The mirror currently fires "keyword" `onItemChanged` notifications to update the keywords cache. This notification is on the chopping block in 1434607, so let's instead add an API for the mirror invalidate the entire cache when synced keywords change.
Comment on attachment 8948085 [details]
Bug 1435354 - Remove the keywords cache observer and implement cache invalidation.
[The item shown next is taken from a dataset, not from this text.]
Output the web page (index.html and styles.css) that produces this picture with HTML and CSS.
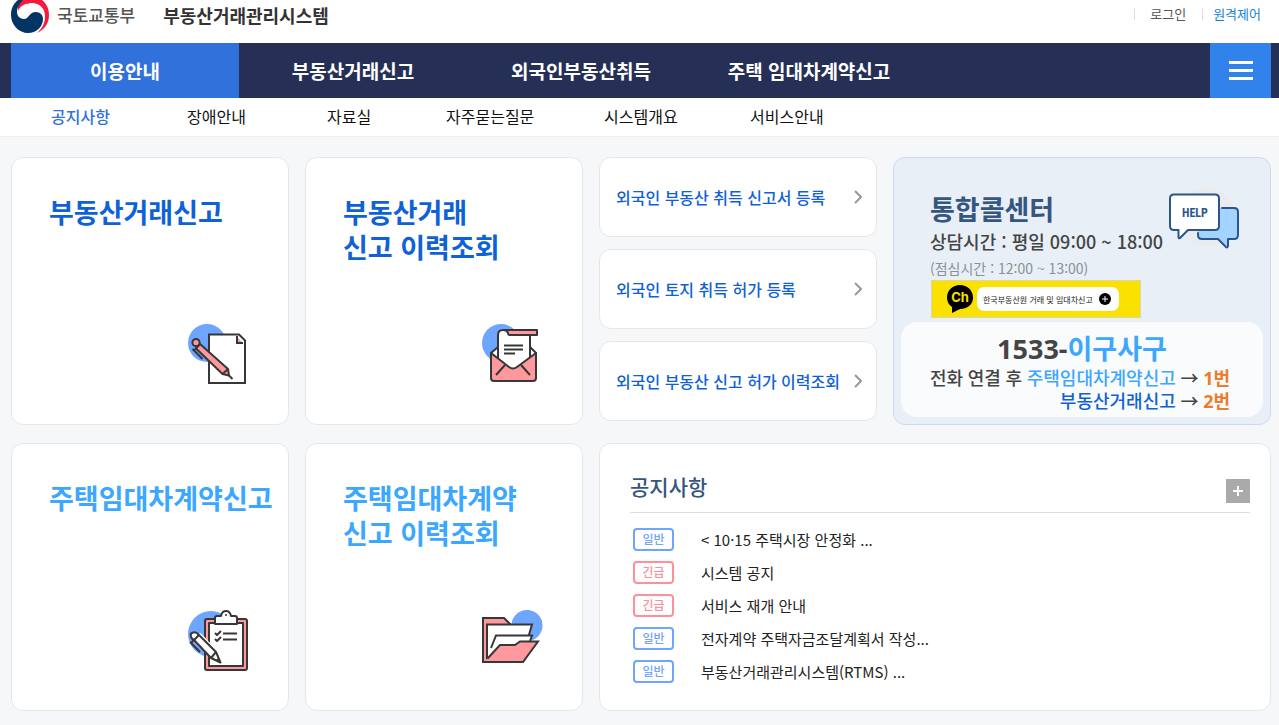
FILE: index.html
```html
<!DOCTYPE html>
<html lang="ko">
<head>
<meta charset="UTF-8">
<meta name="viewport" content="width=device-width, initial-scale=1">
<title>부동산거래관리시스템</title>
<link rel="stylesheet" href="styles.css">
</head>
<body>

<header class="top">
  <a class="logo" href="#">
    <svg class="logo-mark" viewBox="0 0 38 34" aria-hidden="true">
      <path fill="#f51b3c" d="M7 0H31C36 4 38 9 38 15C38 23 34 29 26 33C32 28 34 22 34 16C34 8 28 3 21 3C14 3 9 6 7 11Z"/>
      <path fill="#023562" d="M7 0C2 4 0 9 0 15C0 25 8 33 17 33C25 33 32 27 32 19C32 15 29 12 25 12C18 12 18 19 13 19C9 19 6 16 6 12C6 7 9 3 13 0Z"/>
      <path fill="#f51b3c" d="M12 0H29L21 3C15 3 10 5 7 9C8 5 10 2 12 0Z"/>
    </svg>
    <span class="ministry">국토교통부</span>
    <span class="system">부동산거래관리시스템</span>
  </a>
  <div class="util">
    <a href="#">로그인</a>
    <a class="remote" href="#">원격제어</a>
  </div>
</header>

<nav class="gnb">
  <a class="on" href="#">이용안내</a>
  <a href="#">부동산거래신고</a>
  <a href="#">외국인부동산취득</a>
  <a href="#">주택 임대차계약신고</a>
  <button class="all-menu" type="button" aria-label="전체메뉴"><span></span><span></span><span></span></button>
</nav>

<nav class="lnb">
  <a class="on" href="#">공지사항</a>
  <a href="#">장애안내</a>
  <a href="#">자료실</a>
  <a href="#">자주묻는질문</a>
  <a href="#">시스템개요</a>
  <a href="#">서비스안내</a>
</nav>

<main class="main">
  <a class="card menu" href="#">
    <strong>부동산거래신고</strong>
    <svg viewBox="0 0 62 62" aria-hidden="true">
      <circle cx="20" cy="20" r="19" fill="#6ea5ff"/>
      <path d="M22 11.500H52L58 17.500V60H22Z" fill="#fff" stroke="#373737" stroke-width="2"/>
      <path d="M50 14V20H56Z" fill="#ff999e"/>
      <path d="M50 13V20H56" fill="none" stroke="#373737" stroke-width="2"/>
      <g fill="#ff999e" stroke="#373737" stroke-width="2" stroke-linejoin="round">
        <path d="M9 25.500L35.500 51L42 52.500L41 46L13 21Z"/>
        <path d="M35.500 51L41 46M42 52.500L45.500 56"/>
        <circle cx="9" cy="19.500" r="3.600"/>
        <path fill="none" d="M5.500 26L15.500 36M6.500 28L9.500 25"/>
      </g>
    </svg>
  </a>
  <a class="card menu" href="#">
    <strong>부동산거래<br>신고 이력조회</strong>
    <svg viewBox="0 0 62 62" aria-hidden="true">
      <circle cx="20" cy="20" r="19" fill="#6ea5ff"/>
      <g stroke="#373737" stroke-width="2" stroke-linejoin="round">
        <path d="M10 30L17 24H49L55 30V40H10Z" fill="#fff"/>
        <path d="M17 48V12Q17 7 22 7H49V48Z" fill="#fff"/>
        <path d="M22 7H56V12H29Q27 12 27 10Q26 7 22 7Z" fill="#ff999e"/>
        <path d="M49 12V36" fill="none"/>
        <path d="M10 30L28 44Q32 47 36 44L55 30V55Q55 58 52 58H13Q10 58 10 55Z" fill="#ff999e"/>
        <path d="M24 42L15 52M40 42L49 52M23 22.500H42M23 26.500H42M23 30.500H34" fill="none"/>
      </g>
    </svg>
  </a>

  <div class="links">
    <a class="card" href="#">외국인 부동산 취득 신고서 등록<svg viewBox="0 0 8 14" aria-hidden="true"><path d="M1 1L7 7L1 13"/></svg></a>
    <a class="card" href="#">외국인 토지 취득 허가 등록<svg viewBox="0 0 8 14" aria-hidden="true"><path d="M1 1L7 7L1 13"/></svg></a>
    <a class="card" href="#">외국인 부동산 신고 허가 이력조회<svg viewBox="0 0 8 14" aria-hidden="true"><path d="M1 1L7 7L1 13"/></svg></a>
  </div>

  <section class="card call">
    <div class="call-head">
      <div>
        <h2>통합콜센터</h2>
        <p class="hours">상담시간 : 평일 09:00 ~ 18:00</p>
        <p class="lunch">(점심시간 : 12:00 ~ 13:00)</p>
      </div>
      <svg class="help" viewBox="0 0 72 64" aria-hidden="true">
        <circle cx="38" cy="30" r="29" fill="#e9ebee"/>
        <g stroke="#2b568c" stroke-width="2" stroke-linejoin="round">
          <path d="M33 21H67Q70 21 70 24V49Q70 52 67 52H60V60.500Q58 61 57 59L50 52H33Q30 52 30 49V24Z" fill="#a3d3ff" stroke="none"/>
          <path d="M54 21H66Q70 21 70 25V48Q70 52 66 52H60V59Q59 62 57 59L50 52H34Q30 52 30 48V46" fill="none" stroke-linecap="round"/>
          <path d="M6 7.500H47Q51 7.500 51 11.500V39Q51 43 47 43H20L12 51Q10.500 52 10.500 50V43H6Q2 43 2 39V11.500Q2 7.500 6 7.500Z" fill="#fff"/>
        </g>
        <text x="27" y="30" text-anchor="middle">HELP</text>
      </svg>
    </div>
    <a class="kakao" href="#">
      <svg class="ch" viewBox="0 0 26 28" aria-hidden="true">
        <path d="M13 0C20 0 26 5 26 12.500C26 20 20 24 13 24L5 28V22C2 20 0 17 0 12.500C0 5 6 0 13 0Z"/>
        <text x="13" y="17" text-anchor="middle">Ch</text>
      </svg>
      <span class="kakao-name">한국부동산원 거래 및 임대차신고
        <svg class="plus" viewBox="0 0 12 12" aria-hidden="true"><circle cx="6" cy="6" r="6"/><path d="M3 6H9M6 3V9" stroke="#fff"/></svg>
      </span>
    </a>
    <div class="tel">
      <p class="number">1533-<span class="sky">이구사구</span></p>
      <p>전화 연결 후 <span class="sky">주택임대차계약신고</span> → <b>1번</b></p>
      <p><span class="blue">부동산거래신고</span> → <b>2번</b></p>
    </div>
  </section>

  <a class="card menu lease" href="#">
    <strong>주택임대차계약신고</strong>
    <svg viewBox="0 0 62 62" aria-hidden="true">
      <circle cx="24" cy="25" r="23" fill="#6ea5ff"/>
      <g stroke="#373737" stroke-width="2" stroke-linejoin="round">
        <rect x="18" y="10" width="42" height="51" rx="2" fill="#ff999e"/>
        <path d="M22 14H56V57H22Z" fill="#fff"/>
        <path d="M28 15V9Q28 7 30 7H34Q35 2 39 2Q43 2 44 7H48Q50 7 50 9V15Z" fill="#fff"/>
        <circle cx="39" cy="6" r="1" fill="#373737" stroke="none"/>
        <path d="M36 24.500H50M36 30.500H50M28 24L30 26L34 22M28 30L30 32L34 28" fill="none"/>
        <path d="M9 31L27 49L33 53L30 45L13 27Z" fill="#fff" stroke="#fff" stroke-width="5"/>
        <path d="M4 28Q3 25 5 24Q8 22 11 25L29 43L33.500 53.500L24 49L7 31Q5 30 4 28Z" fill="#fff"/>
        <path d="M7 31L12 26M24 49L29 43M3 33L13 43M4 34L7 31M30 50L33 53" fill="none"/>
      </g>
    </svg>
  </a>
  <a class="card menu lease" href="#">
    <strong>주택임대차계약<br>신고 이력조회</strong>
    <svg viewBox="0 0 62 62" aria-hidden="true">
      <circle cx="46" cy="16.500" r="15.500" fill="#6ea5ff"/>
      <g stroke="#373737" stroke-width="2">
        <path d="M2 9H23L29 15V53H2Z" fill="#ff999e"/>
        <path d="M6 15.500H51L45 36L6 50Z" fill="#fff"/>
        <path d="M10 39L15 26.500H51L47 36L19 40Z" fill="#fff" stroke="none"/>
        <path d="M10 39L15 26.500H51L49 32" fill="none"/>
        <path d="M6.500 49.500L19 36H34L39 32.500H57L42 53H2" fill="#ff999e"/>
      </g>
    </svg>
  </a>

  <section class="card notice">
    <div class="notice-head">
      <h2>공지사항</h2>
      <a class="more" href="#" aria-label="더보기"><svg viewBox="0 0 24 24" aria-hidden="true"><path d="M7 12H17M12 7V17"/></svg></a>
    </div>
    <ul>
      <li><span class="tag">일반</span><a href="#">&lt; 10·15 주택시장 안정화 ...</a></li>
      <li><span class="tag urgent">긴급</span><a href="#">시스템 공지</a></li>
      <li><span class="tag urgent">긴급</span><a href="#">서비스 재개 안내</a></li>
      <li><span class="tag">일반</span><a href="#">전자계약 주택자금조달계획서 작성...</a></li>
      <li><span class="tag">일반</span><a href="#">부동산거래관리시스템(RTMS) ...</a></li>
    </ul>
  </section>
</main>

</body>
</html>
```
FILE: styles.css
```css
*{box-sizing:border-box}
html,body{margin:0}
body{background:#f5f7f9;color:#222;font-family:"Noto Sans CJK KR","Noto Sans",sans-serif;font-size:15px}
h2,p,ul{margin:0;padding:0}
ul{list-style:none}
a{color:inherit;text-decoration:none}
svg{display:block}

.top{display:flex;justify-content:space-between;align-items:flex-start;height:43px;padding:0 18px 0 11px;background:#fff}
.logo{display:flex;line-height:30px}
.logo-mark{width:38px;height:34px;margin-right:8px}
.ministry{margin-right:28px;color:#555;font-size:17px;font-weight:500}
.system{color:#333;font-size:18px;font-weight:700}
.util{display:flex;gap:16px;padding-top:8px;color:#555;font-size:13px;line-height:12px}
.util a{border-left:1px solid #ddd;padding-left:15px}
.util .remote{color:#1482d6;padding-left:10px}

.gnb{display:flex;height:55px;padding:0 8px 0 11px;background:#262f55;color:#fff;font-size:19px;font-weight:700;line-height:55px;text-align:center}
.gnb a{width:228px}
.gnb .on{background:#3071db}
.all-menu{display:flex;flex-direction:column;align-items:center;justify-content:center;gap:5px;width:61px;margin-left:auto;padding:0;border:0;background:#3282eb}
.all-menu span{width:24px;height:3px;background:#fff}

.lnb{display:grid;grid-template-columns:136px 140px 119px 158px 146px auto;height:39px;padding-left:51px;border-bottom:1px solid #eee;background:#fff;color:#111;font-size:16px;line-height:37px}
.lnb .on{color:#3071db;font-weight:500}

.main{display:grid;grid-template-columns:minmax(0,278fr) minmax(0,278fr) minmax(0,278fr) minmax(0,378fr);gap:18px 16px;padding:20px 8px 14px 11px}
.card{border:1px solid #e5e8ea;border-radius:12px;background:#fff}

.menu{display:flex;flex-direction:column;justify-content:space-between;min-height:268px;padding:36px 0 39px 37px;color:#0f62d6;font-size:27px;line-height:35px}
.menu strong{font-weight:700;white-space:nowrap}
.menu svg{width:62px;height:62px;margin:0 39px 0 auto}
.lease{color:#3ba7ff}

.links{display:flex;flex-direction:column;gap:12px}
.links a{display:flex;align-items:center;justify-content:space-between;height:80px;padding:0 14px 0 16px;color:#0f62d6;font-size:16px;font-weight:500;white-space:nowrap}
.links svg{width:8px;height:14px;fill:none;stroke:#999;stroke-width:2}

.call{display:flex;flex-direction:column;padding:28px 7px 7px;border-color:#cbdbed;background:#e8eff7}
.call-head{display:flex;justify-content:space-between;padding:0 23px 0 29px;white-space:nowrap}
.call h2{color:#34567f;font-size:27px;line-height:45px}
.hours{color:#444;font-size:18px;font-weight:500;line-height:20px}
.lunch{color:#8b9095;font-size:14px;line-height:34px}
.help{flex:none;width:72px;height:64px;margin-top:1px}
.help text{fill:#2b568c;font:bold 12px "Roboto Condensed",Roboto,sans-serif}
.kakao{display:flex;align-items:center;gap:4px;width:210px;height:38px;margin:-5px 0 4px 30px;padding-left:15px;border:1px solid #d9d6b0;background:#fae100}
.ch{width:26px;height:28px}
.ch text{fill:#fae100;font:bold 13px Inter,sans-serif}
.kakao-name{display:flex;align-items:center;gap:6px;height:24px;padding:0 8px 0 6px;border-radius:7px;background:#fff;color:#222;font-size:8px;white-space:nowrap}
.plus{width:12px;height:12px}
.tel{flex:1;padding:8px 33px 0 0;border-radius:16px;background:#f9fbfd;color:#444;font-family:"Noto Sans","Noto Sans CJK KR",sans-serif;font-size:18px;font-weight:500;line-height:23px;text-align:right;white-space:nowrap}
.tel .number{padding-left:33px;font-size:27px;font-weight:700;line-height:37px;text-align:center}
.tel b{color:#ee7b2c}
.sky{color:#3ba7ff}
.blue{color:#0f62d6}

.notice{grid-column:3 / 5;padding:25px 20px 0 30px}
.notice-head{display:flex;align-items:flex-start;justify-content:space-between;height:44px;border-bottom:1px solid #ddd}
.notice h2{color:#34567f;font-size:21px;font-weight:500;line-height:34px}
.more{padding-top:10px}
.more svg{width:24px;height:24px;background:#aaa;stroke:#fff;stroke-width:2}
.notice ul{padding:10px 0 0 3px}
.notice li{display:flex;align-items:center;gap:27px;height:33px}
.tag{width:41px;height:23px;border:2px solid #6ea5ff;border-radius:4px;color:#6ea5ff;font-size:12px;font-weight:500;line-height:18px;text-align:center}
.urgent{border-color:#ff8f98;color:#ff8f98}
```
https://reviewboard.mozilla.org/r/217712/#review223472

::: toolkit/components/places/PlacesUtils.jsm:2128
(Diff revision 1)
>  // Once the old API will be gone, we can remove this and stop observing.
>  var gIgnoreKeywordNotifications = false;
>  
> -XPCOMUtils.defineLazyGetter(this, "gKeywordsCachePromise", () =>
> -  PlacesUtils.withConnectionWrapper("PlacesUtils: gKeywordsCachePromise",
> +// Lazily initializes and returns the keywords cache.
> +var gKeywordChangeObserverPromise = Promise.resolve();
> +function promiseKeywordsCache() {

We could refactor this further, and only update the cache in `fetch`, `insert`, and `remove` after we update the database...but that seems like a yak for another day.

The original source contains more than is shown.